As to the commerce of the Empire, with fifty ships visiting Mogador and other maritime cities, the amount, per annum, does not exceed forty millions of francs, or about a million and a half sterling including imports and exports. Such is the view of the Empire on the depreciating side.
Another resident of this country gives the opposite or more favourable view.
The Sultan is the head of the orthodox religion of the Mussulmen of the West, and more firmly established on his throne than the Sultan of the Ottomans. His influence, as a sovereign Shereef, spreads throughout Western Barbary and Central Africa, wherever there is a Mussulman to be found. In the event of an enemy appearing in the shape of a Christian, or Infidel, all would unite, including the most disjointed and hostile tribes against the common foe of Islamism.
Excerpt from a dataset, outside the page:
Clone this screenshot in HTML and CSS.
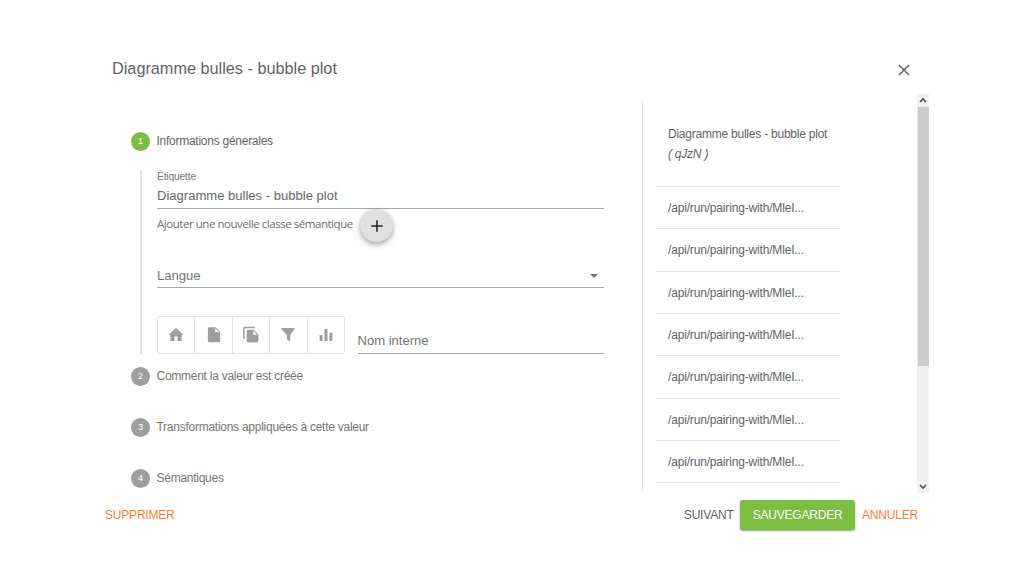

The Sultan, upon an emergency or insurrection in his own empire, by the politic distribution of titles of Marabout (often used as a species of degree of D.D.) and other honours attached to the Shereefian Parasol, can likewise easily excite one chief against another, and consolidate his power over their intestine divisions. His Moorish Majesty, at any rate, has always actual possession in his favour; and, whether he really governs the whole Empire or not, or to the extent which he has presumed to mark out its boundaries, he can always proclaim to his disjointed provinces that he does so govern it and exercise authority; and, in general, he does succeed in making both his own people and foreign nations believe in his pretensions, and acknowledge his power.